Non è un novità, Ratzinger silura Francesco sia
che parli sia che non parli. Ora anche su un argomento non politico – non divisivo
- come la pedofilia. È la tara dei media che si vogliono impegnati, vaticanisti
compresi: superficiali e complottisti. Non sanno dire altro - è
la sindrome Pd, ex Dc. Un altro
giornalismo quanto avrebbe scoperto e raccontato sulla scia del papa emerito? Perché dice molto che non si sapeva, e lo spiega anche.
Ratzinger
è sempre quello, che lamenta il lassismo e il relativismo. Ma dice anche cose. Che
negli anni 1960 il giusnaturalismo fu abbandonato, il riferimento tradizionale per
definire la teologia morale cattolica, a favore della Sacra Scrittura: “Nella lotta ingaggiata
dal Concilio per una nuova comprensione della Rivelazione, l’opzione
giusnaturalistica venne quasi completamente abbandonata e si esigette una
teologia morale completamente fondata sulla Bibbia”. Si affermò cioè “la tesi
per cui la morale dovesse essere definita soltanto in base agli scopi dell’agire
umano”. Per cui non ci sono più “azioni che sempre e in ogni circostanza vanno
considerate malvage”.
Tra queste quelle
sessuali. Che diventarono dominanti nei seminari. “In diversi seminari si
formarono club omosessuali che agivano più o meno apertamente
e che chiaramente trasformarono il clima nei seminari. In un seminario nella
Germania meridionale i candidati al sacerdozio e i candidati all’ufficio
laicale di referente pastorale vivevano insieme. Durante i pasti comuni, i
seminaristi stavano insieme ai referenti pastorali coniugati, in parte
accompagnati da moglie e figlio e in qualche caso dalle loro fidanzate. Il
clima nel seminario non poteva aiutare la formazione sacerdotale”.

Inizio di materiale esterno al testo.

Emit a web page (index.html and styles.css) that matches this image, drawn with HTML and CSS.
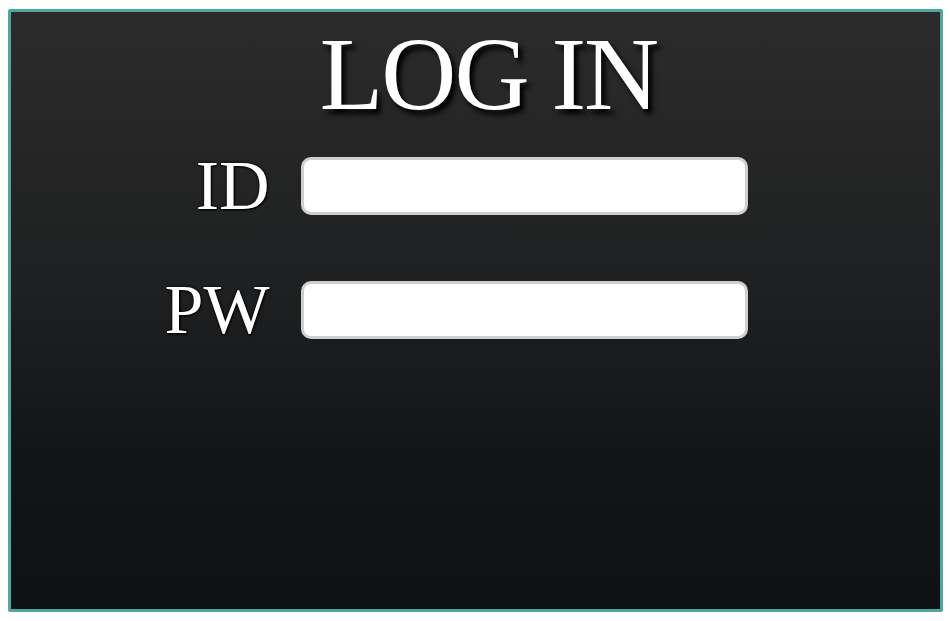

Questo avveniva specialmente
negli Stati Uniti. Roma ne fu informata. Una Visita pastorale fu disposta, ma
portò poche informazioni. Una seconda Visita fu effettuata, e la cosa cominciò
a emergere. Ma non c’era una procedura o un criterio per intervenire, etc. - la
storia recente.
Quanto è vero dell’analisi di Ratzinger? Senza
andare lontano, nelle stesse ore in cui il suo testo veniva recapitato al “Corriere della sera”, il
settimanale “La Lettura” dello stesso quotidiano raccoglieva a Firenze parole
quasi identiche dal politologo francese Olivier Roy, più noto come islamista.
Roy, protestante di nascita, ricorda a Marco Ventura come venne alla politica,
nel 1968, sull’assioma “l’individuo che desidera è il fondatore dei valori e
della morale”. In sintesi: “La nostra rivoluzione era la fine dell’ipocrisia
dell’ordine morale. Lottavamo contro la borghesia che si finge cristiana e fa
abortire clandestinamente le domestiche…”, Roy va avanti con questi argomenti
da polemista, non pentito né critico. Ma preciso sulle cose del movimento: “Lo
slogan era: «Il desiderio per tutti». Anche per i bambini. Era forte la
tendenza alla pedofilia”. Cohn-Bendit, si può aggiungere, leader del Sessantotto
a Parigi, poi maestro d’asilo autogestito a Francoforte, nel 1978 già scriveva
delle memorie, in cui non ricorda nulla, se non le seghe che s’era fatte fare dai
bambini.
Non è tutto. Roy, giovane protestante incuriosito
dalla reazione dei cattolici (“i coetanei cattolici li capivamo poco: c’è la
pillola e lasciate ancora che si controlli cosa fate a letto?”), ancora più
meravigliato assiste a quella che chiama “l’auto-secolarizzazione”: “I preti si
tolgono l’abito, la messa non è più in latino, non c’è più l’inferno… Si
traducono i valori religiosi in valori laici: la dignità, la libertà, la vita.
Nasce la teologia della liberazione: non si può cercare la salvezza personale se
la società non è stata prima liberata”.